5 When Jesus looked up and saw a great crowd coming towards him, he said to Philip, “Where shall we buy bread for these people to eat?” 6 He asked this only to test him, for he already had in mind what he was going to do.

JOHN 6 5,6

We come this evening to the fourth sign in John’s Gospel.  It’s effect was dramatic:

14 After the people saw the miraculous sign that Jesus did, they began to say, “Surely this is the Prophet who is to come into the world.” 15 Jesus, knowing that they intended to come and make him king by force, withdrew again to a mountain by himself.

But, compared with the response of the crowd, the response of His own disciples was slightly disappointing. John tells us the story – a story told by all the four gospels – from that perspective.   He has quotations from Jesus, of course, but also from Philip and from Andrew.   They will help us to understand the enormity of what Jesus did – and the wonder of who He is.

If you look at what the disciples said here:

7 Philip answered him, “Eight months’ wages would not buy enough bread for each one to have a bite!”

8 Another of his disciples, Andrew, Simon Peter’s brother, spoke up, 9 “Here is a boy with five small barley loaves and two small fish, but how far will they go among so many?”

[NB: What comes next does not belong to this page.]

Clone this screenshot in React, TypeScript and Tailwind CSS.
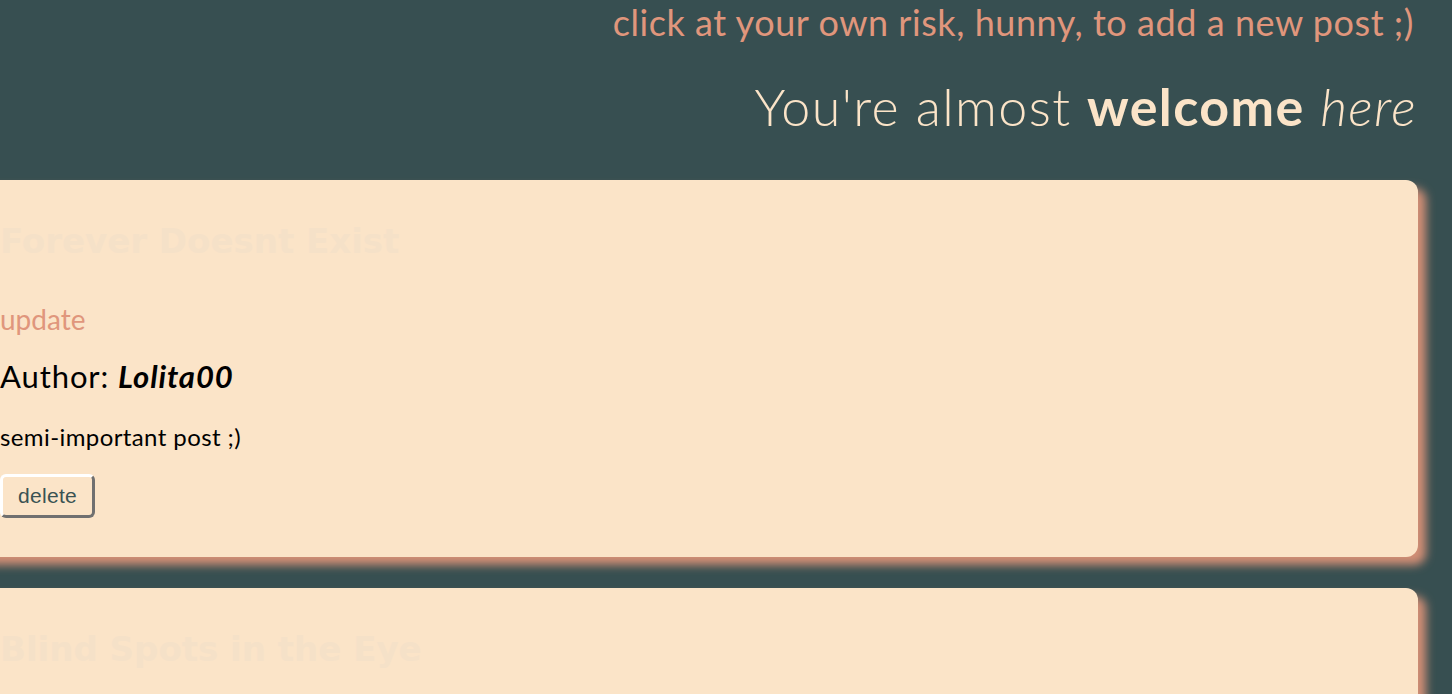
export default function App() {
  const posts = [
    { title: "Forever Doesnt Exist", author: "Lolita00", body: "semi-important post ;)" },
    { title: "Blind Spots in the Eye", author: "Lolita00", body: "semi-important post ;)" },
  ];

  return (
    <div className="h-screen bg-[#374f51] font-['Lato','Open_Sans',sans-serif] overflow-hidden">
      {/* Header */}
      <header className="flex flex-col items-end pr-[38px]">
        <a className="text-[36px] leading-[44px] tracking-[0.55px] text-[#e0967c] cursor-pointer">
          click at your own risk, hunny, to add a new post ;)
        </a>
        <h2 className="mt-[32px] text-[52px] leading-[60px] tracking-[1.4px] font-light text-[#fbe4c8] -mr-[3px]">
          You're almost <span className="font-bold">welcome</span> <em className="font-light">here</em>
        </h2>
      </header>

      {/* Posts */}
      <main className="mt-[44px] flex flex-col gap-[31px] mr-[34px]">
        {posts.map((post) => (
          <article
            key={post.title}
            className="-ml-10 pl-10 pt-[40px] pb-[40px] h-[377px] shrink-0 bg-[#fbe4c8] rounded-[12px] shadow-[8px_8px_10px_#d38f76]"
          >
            <h1 className="font-['DejaVu_Sans',sans-serif] font-bold text-[34px] leading-[42px] text-[#f5e1c8]">
              {post.title}
            </h1>
            <a className="block mt-[40px] text-[28px] leading-[34px] text-[#e0967c] cursor-pointer">update</a>
            <p className="mt-[22px] text-[31px] leading-[36px] tracking-[0.9px] text-black">
              Author: <span className="font-bold italic">{post.author}</span>
            </p>
            <p className="mt-[28px] text-[24px] leading-[30px] tracking-[0.4px] text-black">{post.body}</p>
            <button className="mt-[22px] px-[15px] py-[7px] font-['Liberation_Sans',sans-serif] text-[21px] leading-[24px] tracking-[0.3px] text-[#3a5253] bg-[#fbe4c8] rounded-[6px] border-[3px] border-t-white border-l-white border-r-[#707070] border-b-[#707070]">
              delete
            </button>
          </article>
        ))}
      </main>
    </div>
  );
}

You can see that they saw the magnitude of the task – and the minuteness of their resources:

“Only enough bread for each one to have a bite!”      Philip

“a little boy  …. Little loaves … little fish…”     Andrew

And elsewhere it is recorded – that even after the miracle – the disciples did not remember the lesson of that occasion.

Do you ever wonder if Jesus was tempted to give up on His friends?

Do you think He might have felt that they weren’t worth the effort?

Certainly the crowds who followed Him to see wonderful signs seemed to have a better – if somewhat one-sided view of His greatness!

But Jesus did not and does not give up on His disciples – He loves them to the end, and He spends even more of His time bringing them to the place of faith in Him where – with the Spirit’s help – they will be able to spread His gospel throughout the world.

As we look at this fourth sign this evening I want you to think about how well you really know the Lord Jesus.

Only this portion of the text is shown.